Le président, représentant légal. "Le président de l'université est le représentant légal de l'entité juridique", explique à Europe 1 Robi Morder, président du Groupe d'études et de recherches sur les mouvements étudiants (Germe). Le statut de ce président est prévu par l'article 1712-2 du Code de l'Éducation : élu par un conseil d'administration pour quatre ans, il est responsable du fonctionnement de son établissement, ainsi que "du maintien de l'ordre" et de la "sécurité" au sein de celui-ci. Sur le papier, la décision d'annuler un examen, évènement de nature pédagogique, appartient donc à ce seul président. "Mais dans les faits, il y a évidemment une consultation avec des professeurs, ou le doyen par exemple", souligne Robi Morder.

"D'autres cas de figure" ont été observés ces dernières semaines, souligne Julie Le Mazier, spécialiste des mobilisations étudiantes et membre de Sud éducation. "Des enseignants censés organiser les examens ont choisi de ne pas les assurer pour protester contre la réforme, annulant de fait les partiels. Et dans plusieurs établissements, comme à Tolbiac, ce sont les étudiants qui ont voté au début du partiel, collectivement, pour décider de ne pas les passer car les conditions n'étaient pas satisfaisantes, par exemple en cas de présence policière autour du lieu d'examen." Dans cette dernière configuration, "l'annulation" doit être actée par le président a posteriori, afin que les étudiants ne soient pas considérés comme défaillants.

Quelle que soit la forme qu'il prend, le blocage des examens est minoritaire selon Benjamin Griveaux, porte-parole du gouvernement. "Il y a déjà eu 15.000 sessions qui ont pu être tenues, soit à peu près deux tiers des partiels qui étaient prévus", a-t-il déclaré mardi.  

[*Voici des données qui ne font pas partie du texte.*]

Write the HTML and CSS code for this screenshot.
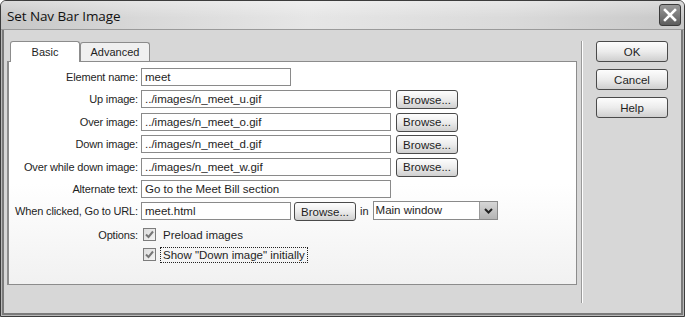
FILE: index.html
```html
<!DOCTYPE html>
<html lang="en">
<head>
    <meta charset="UTF-8">
    <title>Set Nav Bar Image</title>
    <link rel="stylesheet" href="styles.css">
</head>
<body>

<section class="dialog">
    <div class="titlebar">
        <span class="title">Set Nav Bar Image</span>
        <span class="close">
            <svg width="14" height="14" viewBox="0 0 14 14"><path d="M2 2 L12 12 M12 2 L2 12" stroke="#fff" stroke-width="2.6" stroke-linecap="square"/></svg>
        </span>
    </div>

    <div class="content">
        <div class="main">
            <div class="tabs">
                <span class="tab active">Basic</span>
                <span class="tab">Advanced</span>
            </div>
            <div class="panel">
                <div class="form">
                    <label class="label">Element name:</label>
                    <div class="field"><input class="text short" type="text" value="meet"></div>

                    <label class="label">Up image:</label>
                    <div class="field"><input class="text" type="text" value="../images/n_meet_u.gif"><button class="browse">Browse...</button></div>

                    <label class="label">Over image:</label>
                    <div class="field"><input class="text" type="text" value="../images/n_meet_o.gif"><button class="browse">Browse...</button></div>

                    <label class="label">Down image:</label>
                    <div class="field"><input class="text" type="text" value="../images/n_meet_d.gif"><button class="browse">Browse...</button></div>

                    <label class="label">Over while down image:</label>
                    <div class="field"><input class="text" type="text" value="../images/n_meet_w.gif"><button class="browse">Browse...</button></div>

                    <label class="label">Alternate text:</label>
                    <div class="field"><input class="text" type="text" value="Go to the Meet Bill section"></div>

                    <label class="label">When clicked, Go to URL:</label>
                    <div class="field">
                        <input class="text short" type="text" value="meet.html">
                        <button class="browse">Browse...</button>
                        <span class="in">in</span>
                        <span class="select">
                            <span class="select-value">Main window</span>
                            <span class="select-arrow">
                                <svg width="9" height="6" viewBox="0 0 9 6"><path d="M1 1 L4.5 4.5 L8 1" fill="none" stroke="#222" stroke-width="2"/></svg>
                            </span>
                        </span>
                    </div>
                </div>

                <div class="options">
                    <span class="label">Options:</span>
                    <div class="checks">
                        <div class="check">
                            <span class="box"><svg width="11" height="11" viewBox="0 0 11 11"><path d="M2 5.5 L4.5 8 L9 2.5" fill="none" stroke="#777" stroke-width="2"/></svg></span>
                            <span>Preload images</span>
                        </div>
                        <div class="check">
                            <span class="box"><svg width="11" height="11" viewBox="0 0 11 11"><path d="M2 5.5 L4.5 8 L9 2.5" fill="none" stroke="#777" stroke-width="2"/></svg></span>
                            <span class="focused">Show "Down image" initially</span>
                        </div>
                    </div>
                </div>
            </div>
        </div>

        <div class="separator"></div>

        <div class="actions">
            <button class="action">OK</button>
            <button class="action">Cancel</button>
            <button class="action">Help</button>
        </div>
    </div>
</section>

</body>
</html>
```

FILE: styles.css
```css
body {
    margin: 0;
    font-family: "Liberation Sans", Arial, sans-serif;
    font-size: 11px;
    color: #1e1e1e;
    background: #fff;
}

.dialog {
    width: 685px;
    height: 317px;
    box-sizing: border-box;
    border: 1px solid #3c3c3c;
    border-radius: 6px 6px 0 0;
    background-color: #d7d7d7;
    box-shadow: inset 0 0 0 1px #b8b8b8, inset 0 0 0 3px #7a7a7a;
    display: flex;
    flex-direction: column;
    overflow: hidden;
}

.titlebar {
    height: 28px;
    display: flex;
    align-items: center;
    justify-content: space-between;
    padding: 0 3px 0 6px;
    border-bottom: 1px solid #9a9a9a;
    background: linear-gradient(180deg, rgba(255,255,255,.35), rgba(255,255,255,0) 60%),
                linear-gradient(90deg, #c6c6c6 0%, #d8d8d8 20%, #e6e6e6 45%, #dadada 75%, #c8c8c8 100%);
}

.title {
    font-family: "Open Sans", "DejaVu Sans", sans-serif;
    font-size: 13.5px;
    color: #111;
    letter-spacing: -.1px;
    padding-top: 1px;
}

.close {
    width: 22px;
    height: 22px;
    box-sizing: border-box;
    border: 1px solid #3a3a3a;
    border-radius: 3px;
    background: linear-gradient(180deg, #9a9a9a, #5c5c5c);
    display: flex;
    align-items: center;
    justify-content: center;
}

.content {
    flex: 1;
    display: flex;
    padding: 11px 0 0 6px;
}

.main {
    width: 570px;
}

.tabs {
    display: flex;
    padding-left: 3px;
    height: 20px;
    align-items: flex-end;
}

.tab {
    box-sizing: border-box;
    height: 19px;
    width: 70px;
    border: 1px solid #8c8c8c;
    border-bottom: none;
    border-radius: 3px 3px 0 0;
    background: #f0f0f0;
    text-align: center;
    line-height: 18px;
}

.tab.active {
    height: 21px;
    background: #fff;
    position: relative;
    z-index: 1;
    margin-bottom: -1px;
    line-height: 21px;
}

.panel {
    box-sizing: border-box;
    height: 224px;
    border: 1px solid #8c8c8c;
    border-left: 2px solid #8c8c8c;
    background: linear-gradient(180deg, #fff 0%, #fff 55%, #f1f1f1 100%);
    padding-top: 6px;
}

.form {
    display: grid;
    grid-template-columns: 129px 1fr;
    column-gap: 3px;
    row-gap: 3.4px;
    grid-auto-rows: 19px;
}

.label {
    text-align: right;
    line-height: 18px;
    white-space: nowrap;
    letter-spacing: -.15px;
}

.field {
    display: flex;
    align-items: flex-start;
    gap: 3px;
}

.text {
    box-sizing: border-box;
    width: 250px;
    height: 18px;
    border: 1px solid #8a8a8a;
    background: #fff;
    font-family: inherit;
    font-size: 11.5px;
    color: #1e1e1e;
    padding: 0 3px;
    margin: 0;
}

.text.short {
    width: 150px;
}

.browse {
    box-sizing: border-box;
    width: 62px;
    height: 19px;
    margin: 0 0 0 2px;
    padding: 0;
    border: 1px solid #4a4a4a;
    border-radius: 3px;
    background: linear-gradient(180deg, #fdfdfd 0%, #ececec 50%, #cfcfcf 100%);
    font-family: inherit;
    font-size: 11.5px;
    color: #1e1e1e;
}

.field .text.short + .browse {
    margin-left: 0;
}

.in {
    line-height: 18px;
    margin: 0 1px;
}

.select {
    box-sizing: border-box;
    width: 125px;
    height: 19px;
    border: 1px solid #8a8a8a;
    background: #fff;
    display: flex;
    margin-top: -1px;
}

.select-value {
    flex: 1;
    padding-left: 2px;
    line-height: 17px;
    font-size: 11.5px;
}

.select-arrow {
    width: 17px;
    background: linear-gradient(180deg, #d6d6d6, #b4b4b4);
    border-left: 1px solid #9a9a9a;
    display: flex;
    align-items: center;
    justify-content: center;
}

.options {
    display: grid;
    grid-template-columns: 129px 1fr;
    column-gap: 5px;
    margin-top: 5px;
}

.checks {
    display: flex;
    flex-direction: column;
    gap: 3px;
}

.check {
    display: flex;
    align-items: center;
    gap: 7px;
    height: 17px;
    font-size: 11.5px;
}

.box {
    box-sizing: border-box;
    width: 13px;
    height: 13px;
    border: 1px solid #7c7c7c;
    background: linear-gradient(135deg, #dcdcdc, #f4f4f4);
    display: flex;
    align-items: center;
    justify-content: center;
}

.focused {
    outline: 1px dotted #222;
    outline-offset: 1px;
    padding: 0 1px;
    margin-left: -1px;
}

.separator {
    width: 1px;
    margin: 0 0 13px 4px;
    background: #9a9a9a;
    border-right: 1px solid #fff;
}

.actions {
    display: flex;
    flex-direction: column;
    gap: 7px;
    padding: 0 0 0 13px;
}

.action {
    box-sizing: border-box;
    width: 72px;
    height: 21px;
    margin: 0;
    padding: 0;
    border: 1px solid #4a4a4a;
    border-radius: 3px;
    background: linear-gradient(180deg, #fdfdfd 0%, #ececec 50%, #cfcfcf 100%);
    font-family: inherit;
    font-size: 11.5px;
    color: #1e1e1e;
}
```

"Le gouvernement n'a aucune emprise". Comme Frédérique Vidal, le porte-parole s'est montré ferme, promettant que "tous les examens seront tenus". Une position déjà entachée de plusieurs contre-exemples depuis. À Nantes, "l'opposition bruyante de manifestants" qui a poussé la présidence à renoncer aux épreuves prévues jeudi. À Lyon-2, la fac a renoncé à tous les examens "sur table" après des blocages, mardi. À Nanterre, des étudiants ont été jusqu'à voter un "blocage administratif" visant à empêcher le personnel universitaire de pouvoir travailler normalement et donc d'organiser les examens en ligne, alternative aux partiels. "Le gouvernement n'a aucune emprise là-dessus", souligne Julie Le Mazier.

Au niveau inférieur, les "consultations" du président peuvent en revanche inclure des représentants de l'État, comme le recteur d'académie. "Depuis l'autonomie des universités, les évolutions des carrière des présidents sont différentes", explique Robi Morder, qui note "une évolution sociologique" au début des années 2000. "Avant, ils terminaient leurs mandats et revenaient à l'enseignement. Désormais, ils peuvent espérer finir recteur ou membre d'une commission ministérielle, par exemple… Pour ça, il faut avoir montré patte blanche pendant son mandat." Même si le rectorat incite à la fermeté ? "Ça ne semble pas être le discours depuis le début du mouvement", souligne l'expert. "On voit plutôt une volonté de se couvrir, en évitant que la situation ne dégénère."

 

 

Le président décide aussi des évacuations

"En liaison directe avec les services de la préfecture du département concerné et le cabinet du recteur", la décision de faire intervenir les forces de l'ordre en cas d'occupation des locaux d'une université dépend également de son président. Il s'agit de l'héritage du principe de "franchise universitaire", qui confiait cette responsabilité à l'évêque - et non à l'État.